▶ Aim of the exercise: Type out the data exactly as given. Skip any image.

——

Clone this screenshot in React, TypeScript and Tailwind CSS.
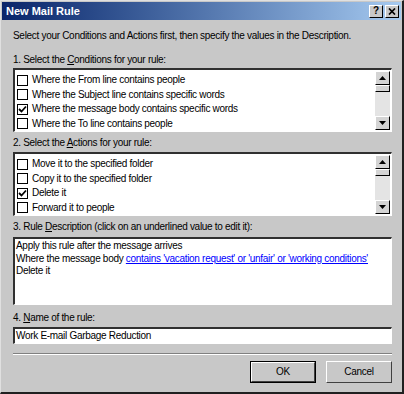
import React from "react";

const font = { fontFamily: '"Liberation Sans", Arial, sans-serif' };

function Check({ checked }: { checked?: boolean }) {
  return (
    <div className="w-[11px] h-[11px] border border-black bg-white flex items-center justify-center shrink-0">
      {checked && (
        <svg width="9" height="9" viewBox="0 0 9 9">
          <path d="M1 4 L3.5 6.5 L8 1.5" stroke="black" strokeWidth="1.8" fill="none" />
        </svg>
      )}
    </div>
  );
}

function ScrollBar() {
  return (
    <div className="w-[15px] flex flex-col bg-[#e4e4e4] shrink-0 mr-[1px] my-[1px]">
      <div className="h-[14px] bg-[#d4d4d4] border-t border-l border-white border-r border-b border-r-black border-b-black flex items-center justify-center">
        <svg width="7" height="4" viewBox="0 0 7 4"><path d="M3.5 0 L7 4 L0 4 Z" fill="black" /></svg>
      </div>
      <div className="h-[7px] bg-[#d4d4d4] border-t border-l border-white border-r border-b border-r-black border-b-black" />
      <div className="flex-1" />
      <div className="h-[14px] bg-[#d4d4d4] border-t border-l border-white border-r border-b border-r-black border-b-black flex items-center justify-center">
        <svg width="7" height="4" viewBox="0 0 7 4"><path d="M0 0 L7 0 L3.5 4 Z" fill="black" /></svg>
      </div>
    </div>
  );
}

function ListBox({ items }: { items: { t: string; c?: boolean }[] }) {
  return (
    <div className="h-[64px] flex bg-white border-t-2 border-l-2 border-t-[#303030] border-l-[#303030] border-r border-b border-r-white border-b-white overflow-hidden">
      <div className="flex-1 flex flex-col pl-[2px] pt-[3px] overflow-hidden">
        {items.map((it) => (
          <div key={it.t} className="h-[14.5px] flex items-center gap-[4px] whitespace-nowrap">
            <Check checked={it.c} />
            <span>{it.t}</span>
          </div>
        ))}
      </div>
      <ScrollBar />
    </div>
  );
}

function Btn({ label, def }: { label: string; def?: boolean }) {
  return (
    <div className={"w-[66px] h-[22px] flex items-center justify-center bg-[#c8c8c8] " + (def ? "border border-black" : "")}>
      <div className="w-full h-full flex items-center justify-center border-t border-l border-white border-r border-b border-r-[#404040] border-b-[#404040]">
        {label}
      </div>
    </div>
  );
}

export default function App() {
  return (
    <div style={font} className="w-[404px] h-[394px] bg-[#c8c8c8] text-[10px] tracking-[-0.3px] text-black border-t border-l border-t-[#e0e0e0] border-l-[#e0e0e0] border-r-2 border-b-2 border-r-[#202020] border-b-[#202020] flex flex-col overflow-hidden leading-none">
      <div className="h-[18px] mx-[1px] mt-[1px] bg-gradient-to-r from-[#0a246a] to-[#a6caf0] flex items-center justify-between pl-[4px] pr-[2px]">
        <span className="text-white font-bold text-[11px] tracking-normal">New Mail Rule</span>
        <div className="flex gap-[2px]">
          <div className="w-[14px] h-[13px] bg-[#c8c8c8] border-t border-l border-white border-r border-b border-r-black border-b-black flex items-center justify-center font-bold text-[10px]">?</div>
          <div className="w-[14px] h-[13px] bg-[#c8c8c8] border-t border-l border-white border-r border-b border-r-black border-b-black flex items-center justify-center">
            <svg width="8" height="7" viewBox="0 0 8 7"><path d="M1 0.5 L7 6.5 M7 0.5 L1 6.5" stroke="black" strokeWidth="1.7" /></svg>
          </div>
        </div>
      </div>
      <div className="flex flex-col pl-[12px] pr-[10px] pt-[11px]">
        <div className="h-[13px] whitespace-nowrap">Select your Conditions and Actions first, then specify the values in the Description.</div>
        <div className="mt-[11px] h-[13px]">1. Select the <u>C</u>onditions for your rule:</div>
        <ListBox
          items={[
            { t: "Where the From line contains people" },
            { t: "Where the Subject line contains specific words" },
            { t: "Where the message body contains specific words", c: true },
            { t: "Where the To line contains people" },
          ]}
        />
        <div className="mt-[6px] h-[14px]">2. Select the <u>A</u>ctions for your rule:</div>
        <ListBox
          items={[
            { t: "Move it to the specified folder" },
            { t: "Copy it to the specified folder" },
            { t: "Delete it", c: true },
            { t: "Forward it to people" },
          ]}
        />
        <div className="mt-[6px] h-[15px]">3. Rule <u>D</u>escription (click on an underlined value to edit it):</div>
        <div className="h-[68px] bg-white border-t-2 border-l-2 border-t-[#303030] border-l-[#303030] border-r border-b border-r-white border-b-white px-[1px] pt-[1px] leading-[12.5px]">
          <div>Apply this rule after the message arrives</div>
          <div className="whitespace-nowrap">
            Where the message body <span className="text-[#0000ff] underline">contains 'vacation request' or 'unfair' or 'working conditions'</span>
          </div>
          <div>Delete it</div>
        </div>
        <div className="mt-[8px] h-[14px]">4. <u>N</u>ame of the rule:</div>
        <div className="h-[17px] bg-white border-t-2 border-l-2 border-t-[#303030] border-l-[#303030] border-r border-b border-r-white border-b-white px-[1px] flex items-center">
          Work E-mail Garbage Reduction
        </div>
        <div className="mt-[9px] h-[2px] border-t border-t-[#808080] border-b border-b-white" />
        <div className="mt-[6px] flex justify-end gap-[10px]">
          <Btn label="OK" def />
          <Btn label="Cancel" />
        </div>
      </div>
    </div>
  );
}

——

▶ Complete response:
Clone this screenshot in React, TypeScript and Tailwind CSS.
import React from "react";

const font = { fontFamily: '"Liberation Sans", Arial, sans-serif' };

function Check({ checked }: { checked?: boolean }) {
  return (
    <div className="w-[11px] h-[11px] border border-black bg-white flex items-center justify-center shrink-0">
      {checked && (
        <svg width="9" height="9" viewBox="0 0 9 9">
          <path d="M1 4 L3.5 6.5 L8 1.5" stroke="black" strokeWidth="1.8" fill="none" />
        </svg>
      )}
    </div>
  );
}

function ScrollBar() {
  return (
    <div className="w-[15px] flex flex-col bg-[#e4e4e4] shrink-0 mr-[1px] my-[1px]">
      <div className="h-[14px] bg-[#d4d4d4] border-t border-l border-white border-r border-b border-r-black border-b-black flex items-center justify-center">
        <svg width="7" height="4" viewBox="0 0 7 4"><path d="M3.5 0 L7 4 L0 4 Z" fill="black" /></svg>
      </div>
      <div className="h-[7px] bg-[#d4d4d4] border-t border-l border-white border-r border-b border-r-black border-b-black" />
      <div className="flex-1" />
      <div className="h-[14px] bg-[#d4d4d4] border-t border-l border-white border-r border-b border-r-black border-b-black flex items-center justify-center">
        <svg width="7" height="4" viewBox="0 0 7 4"><path d="M0 0 L7 0 L3.5 4 Z" fill="black" /></svg>
      </div>
    </div>
  );
}

function ListBox({ items }: { items: { t: string; c?: boolean }[] }) {
  return (
    <div className="h-[64px] flex bg-white border-t-2 border-l-2 border-t-[#303030] border-l-[#303030] border-r border-b border-r-white border-b-white overflow-hidden">
      <div className="flex-1 flex flex-col pl-[2px] pt-[3px] overflow-hidden">
        {items.map((it) => (
          <div key={it.t} className="h-[14.5px] flex items-center gap-[4px] whitespace-nowrap">
            <Check checked={it.c} />
            <span>{it.t}</span>
          </div>
        ))}
      </div>
      <ScrollBar />
    </div>
  );
}

function Btn({ label, def }: { label: string; def?: boolean }) {
  return (
    <div className={"w-[66px] h-[22px] flex items-center justify-center bg-[#c8c8c8] " + (def ? "border border-black" : "")}>
      <div className="w-full h-full flex items-center justify-center border-t border-l border-white border-r border-b border-r-[#404040] border-b-[#404040]">
        {label}
      </div>
    </div>
  );
}

export default function App() {
  return (
    <div style={font} className="w-[404px] h-[394px] bg-[#c8c8c8] text-[10px] tracking-[-0.3px] text-black border-t border-l border-t-[#e0e0e0] border-l-[#e0e0e0] border-r-2 border-b-2 border-r-[#202020] border-b-[#202020] flex flex-col overflow-hidden leading-none">
      <div className="h-[18px] mx-[1px] mt-[1px] bg-gradient-to-r from-[#0a246a] to-[#a6caf0] flex items-center justify-between pl-[4px] pr-[2px]">
        <span className="text-white font-bold text-[11px] tracking-normal">New Mail Rule</span>
        <div className="flex gap-[2px]">
          <div className="w-[14px] h-[13px] bg-[#c8c8c8] border-t border-l border-white border-r border-b border-r-black border-b-black flex items-center justify-center font-bold text-[10px]">?</div>
          <div className="w-[14px] h-[13px] bg-[#c8c8c8] border-t border-l border-white border-r border-b border-r-black border-b-black flex items-center justify-center">
            <svg width="8" height="7" viewBox="0 0 8 7"><path d="M1 0.5 L7 6.5 M7 0.5 L1 6.5" stroke="black" strokeWidth="1.7" /></svg>
          </div>
        </div>
      </div>
      <div className="flex flex-col pl-[12px] pr-[10px] pt-[11px]">
        <div className="h-[13px] whitespace-nowrap">Select your Conditions and Actions first, then specify the values in the Description.</div>
        <div className="mt-[11px] h-[13px]">1. Select the <u>C</u>onditions for your rule:</div>
        <ListBox
          items={[
            { t: "Where the From line contains people" },
            { t: "Where the Subject line contains specific words" },
            { t: "Where the message body contains specific words", c: true },
            { t: "Where the To line contains people" },
          ]}
        />
        <div className="mt-[6px] h-[14px]">2. Select the <u>A</u>ctions for your rule:</div>
        <ListBox
          items={[
            { t: "Move it to the specified folder" },
            { t: "Copy it to the specified folder" },
            { t: "Delete it", c: true },
            { t: "Forward it to people" },
          ]}
        />
        <div className="mt-[6px] h-[15px]">3. Rule <u>D</u>escription (click on an underlined value to edit it):</div>
        <div className="h-[68px] bg-white border-t-2 border-l-2 border-t-[#303030] border-l-[#303030] border-r border-b border-r-white border-b-white px-[1px] pt-[1px] leading-[12.5px]">
          <div>Apply this rule after the message arrives</div>
          <div className="whitespace-nowrap">
            Where the message body <span className="text-[#0000ff] underline">contains 'vacation request' or 'unfair' or 'working conditions'</span>
          </div>
          <div>Delete it</div>
        </div>
        <div className="mt-[8px] h-[14px]">4. <u>N</u>ame of the rule:</div>
        <div className="h-[17px] bg-white border-t-2 border-l-2 border-t-[#303030] border-l-[#303030] border-r border-b border-r-white border-b-white px-[1px] flex items-center">
          Work E-mail Garbage Reduction
        </div>
        <div className="mt-[9px] h-[2px] border-t border-t-[#808080] border-b border-b-white" />
        <div className="mt-[6px] flex justify-end gap-[10px]">
          <Btn label="OK" def />
          <Btn label="Cancel" />
        </div>
      </div>
    </div>
  );
}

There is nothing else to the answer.